39 In relation to Ground 2, there is no conduct that has been identified that was the subject of a finding that the applicant had to modify the same. Given the adverse credibility findings by the Authority in respect of the applicant's claims, no arguable case of relevant error is disclosed by Ground 2.

40 The Authority correctly identified the relevant law, and had a genuine intellectual engagement with the applicant's claims and evidence. The adverse credibility findings were open for the reasons given by the Authority as summarised above. There was no modification conduct in the circumstances of the present case, the subject of findings by the Authority, to give rise to an arguable case of relevant error as raised in Ground 2.

41 The issue as to whether the applicant could reasonably modify his behaviour, under s 5J(3) of the Act, did not arise for consideration on the findings made by the Authority. No arguable case of relevant error is made out by Ground 2.

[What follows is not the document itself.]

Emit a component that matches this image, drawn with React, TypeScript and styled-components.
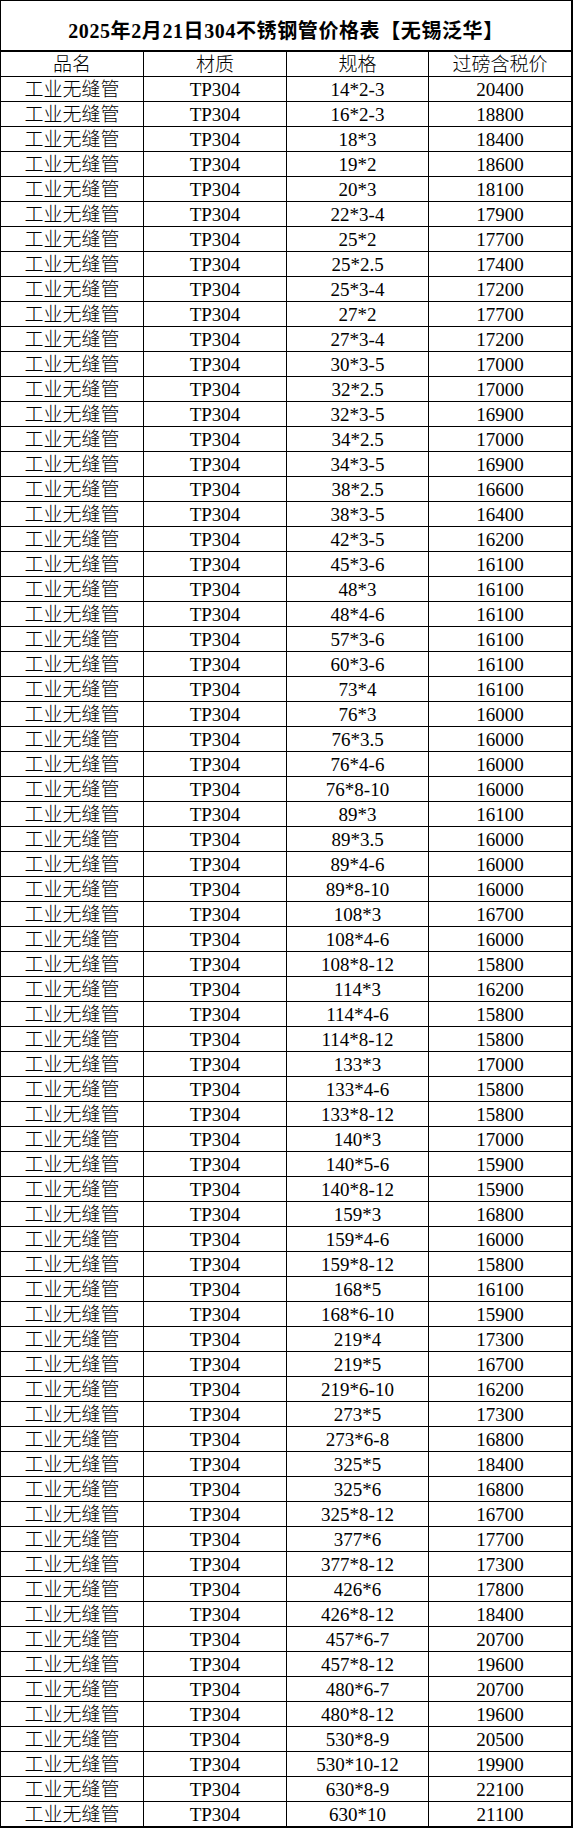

The Court is not satisfied that the amended application has raised an arguable case for the relief claimed. The Court is satisfied this is an appropriate matter in which to exercise the court's powers under r 44.12 of the Federal Circuit Court Rules 2001 (Cth) to dismiss the application.

I certify that the preceding forty-one (41) paragraphs are a true copy of the settled transcript of the published oral reasons for judgment of Judge Street delivered in open Court on 17 September 2020 and the parties were sent a sealed copy of the Court’s orders.